Most investors buying properties now are banking on capital gains to make them pay off.
But there is a warning that anyone expecting a repeat of the capital gains seen over recent decades could be disappointed.
About 20 percent of sales are currently to property investors. But Opes Partners economist Ed McKnight said data showed about 93 percent required the investor to "top up" the mortgage payments, assuming the full purchase price was borrowed.
Rental yields - the measure of rent an investor could receive compared to the property purchase price - had dropped significantly over the years, he said.
Someone buying a nationally median-priced house in 2000 might have paid about $170,000 and rented it for the national median of about $200 a week.
Now, that same property might be worth $770,000 and rent for more like $600.
"Historically, 10 percent was what people aimed for, you would be very, very, very hard pressed to get that now. Less than one in 200 properties in New Zealand have a 10 percent rental yield or higher, the average is closer to 4.2 percent."
He said that meant most investors were relying on capital gains to make it worthwhile.
"Even at a 5 percent rental yield, if you're borrowing all the money to invest, you could be paying about 7 percent [for that] at the moment."
Investors accepted they would have to top up their mortgage payments, he said.
Many were hoping that as interest rates fell, house prices might lift and the investments would fare better.
Corelogic research head Nick Goodall agreed investors were buying for long-term growth.
"It's hard to see if you purchased an investment property today how you would make that stack up based on how much you're paying on mortgage interest."
But he said debt-to-income ratios could change the trajectory of capital growth, because they would tie how fast house prices could rise to incomes. Price growth rates could drop from 6 percent to 7 percent, to more like 3 percent or 4 percent a year over the longer term, he said.
"Investors cannot build the size of their portfolio as fast because their income has to keep up with the increases in debt levels. Expectations need to be reset."
ANZ senior economist Miles Workman said changes such as the government's plans to free up more land and allow more density would probably also make housing more affordable than it otherwise would be.
"Maybe there is a new paradigm shift. More housing supply is on the way, maybe the capital gains won't be as strong as they have been in the past.
"Some people out there have seen it as an investment channel that's reasonably easy to understand and maybe the sector is relatively safe, but it doesn't necessarily mean the dynamic will continue in terms of the capital gains side of it."
Goodall said there were still ways investors could make it work but it would often involve identifying properties which could be improved to raise the value or the rent which could be charged, or finding "pockets of value".
But at the moment, it would be particularly important to investors to be sure they could find tenants, because higher mortgage repayments made vacancies harder to cover, he said.
Rent growth was likely to slow, he said, because it was closely tied to tenant income. While incomes had been increasing quickly, the pace had now eased.

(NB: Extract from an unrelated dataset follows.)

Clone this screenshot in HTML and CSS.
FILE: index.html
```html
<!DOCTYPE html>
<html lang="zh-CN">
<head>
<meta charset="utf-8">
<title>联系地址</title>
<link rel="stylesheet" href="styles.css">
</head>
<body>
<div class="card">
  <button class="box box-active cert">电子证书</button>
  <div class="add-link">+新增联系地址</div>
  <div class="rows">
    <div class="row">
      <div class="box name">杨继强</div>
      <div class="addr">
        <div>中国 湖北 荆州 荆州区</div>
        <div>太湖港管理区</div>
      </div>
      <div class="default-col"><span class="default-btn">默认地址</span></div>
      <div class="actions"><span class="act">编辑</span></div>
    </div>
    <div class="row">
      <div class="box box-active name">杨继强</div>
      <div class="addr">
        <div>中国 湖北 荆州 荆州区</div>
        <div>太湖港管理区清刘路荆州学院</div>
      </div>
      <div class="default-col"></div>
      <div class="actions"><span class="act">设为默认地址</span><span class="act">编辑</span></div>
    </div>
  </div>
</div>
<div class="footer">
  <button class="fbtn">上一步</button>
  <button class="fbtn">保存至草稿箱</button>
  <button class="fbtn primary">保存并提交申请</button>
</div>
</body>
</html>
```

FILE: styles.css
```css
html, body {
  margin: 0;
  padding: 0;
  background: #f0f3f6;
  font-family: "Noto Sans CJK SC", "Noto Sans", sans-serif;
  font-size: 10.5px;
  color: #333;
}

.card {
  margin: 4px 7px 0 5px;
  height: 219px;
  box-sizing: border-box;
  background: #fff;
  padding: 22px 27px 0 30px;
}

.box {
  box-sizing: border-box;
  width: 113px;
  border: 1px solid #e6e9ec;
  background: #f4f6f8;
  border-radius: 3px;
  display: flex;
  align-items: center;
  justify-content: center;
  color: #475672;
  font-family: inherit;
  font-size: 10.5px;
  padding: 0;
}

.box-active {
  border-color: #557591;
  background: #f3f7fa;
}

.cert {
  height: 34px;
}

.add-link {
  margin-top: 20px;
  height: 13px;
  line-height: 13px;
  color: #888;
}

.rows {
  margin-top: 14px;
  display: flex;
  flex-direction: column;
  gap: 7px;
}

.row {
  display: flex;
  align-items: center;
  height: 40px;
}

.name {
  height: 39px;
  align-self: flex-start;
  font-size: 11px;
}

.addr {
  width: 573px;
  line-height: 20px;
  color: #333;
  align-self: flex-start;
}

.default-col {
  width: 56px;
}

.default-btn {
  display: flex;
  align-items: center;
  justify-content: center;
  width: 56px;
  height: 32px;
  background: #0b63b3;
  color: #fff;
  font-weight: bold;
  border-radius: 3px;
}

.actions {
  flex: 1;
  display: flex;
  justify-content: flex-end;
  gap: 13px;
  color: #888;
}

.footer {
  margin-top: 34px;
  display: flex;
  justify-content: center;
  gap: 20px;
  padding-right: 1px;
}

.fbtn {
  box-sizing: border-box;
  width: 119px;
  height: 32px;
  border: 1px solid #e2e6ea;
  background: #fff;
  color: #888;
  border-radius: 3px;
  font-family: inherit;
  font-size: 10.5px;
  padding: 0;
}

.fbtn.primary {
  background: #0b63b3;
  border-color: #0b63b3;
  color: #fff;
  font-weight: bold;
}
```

"Yields are likely to improve but not at a dramatic level unless we see house prices not increase very much for a sustained period of time."
People's attitudes to property investment were changing, Goodall said. While it was previously seen as one of the few ways New Zealanders could invest for retirement, there were now more opportunities, he said.
But the ability to borrow money to get into property still made it an attractive option for some people, he said.
If an investment in shares doubled in value, it might double what the investor put in. But if someone borrowed 80 percent of the cost of an investment that then doubled in value, they could get back many times their initial investment.
Property investor and iFIndProperty co-owner Nick Gentle said it was usually only easy to identify the good times to have invested in hindsight.
"I started after the GFC [global financial crisis]... in hindsight there were opportunities but at the time it was hard to see. The more experienced you are, the better you are at seeing opportunities."
People who were breaking even on an investment now would see things improve over time, he said.
"The last cycle played out over a decade, we're in year two [of this one]. More people will return. At the other end, we're going to have the Baby Boomer generation selling down, a lot of them owned property for a long time and didn't do much to it, so there will be a lot of opportunities to fix up and improve old housing stock."
Infometrics chief forecaster Gareth Kiernan said there would "almost certainly" be an upswing in the housing market at some point, which would drive faster price growth.
But whether investors could hang in there while they waited was the question.
"At this stage, it's hard to see what the catalyst might be, given the weakening labour market, slowing net migration, and limited signs of interest rate relief. If any material upswing in house prices is, say, three or more years away, then the question starts to become whether investors have the means - and the stomach - to keep topping up the mortgage while the value of their asset is drifting sideways."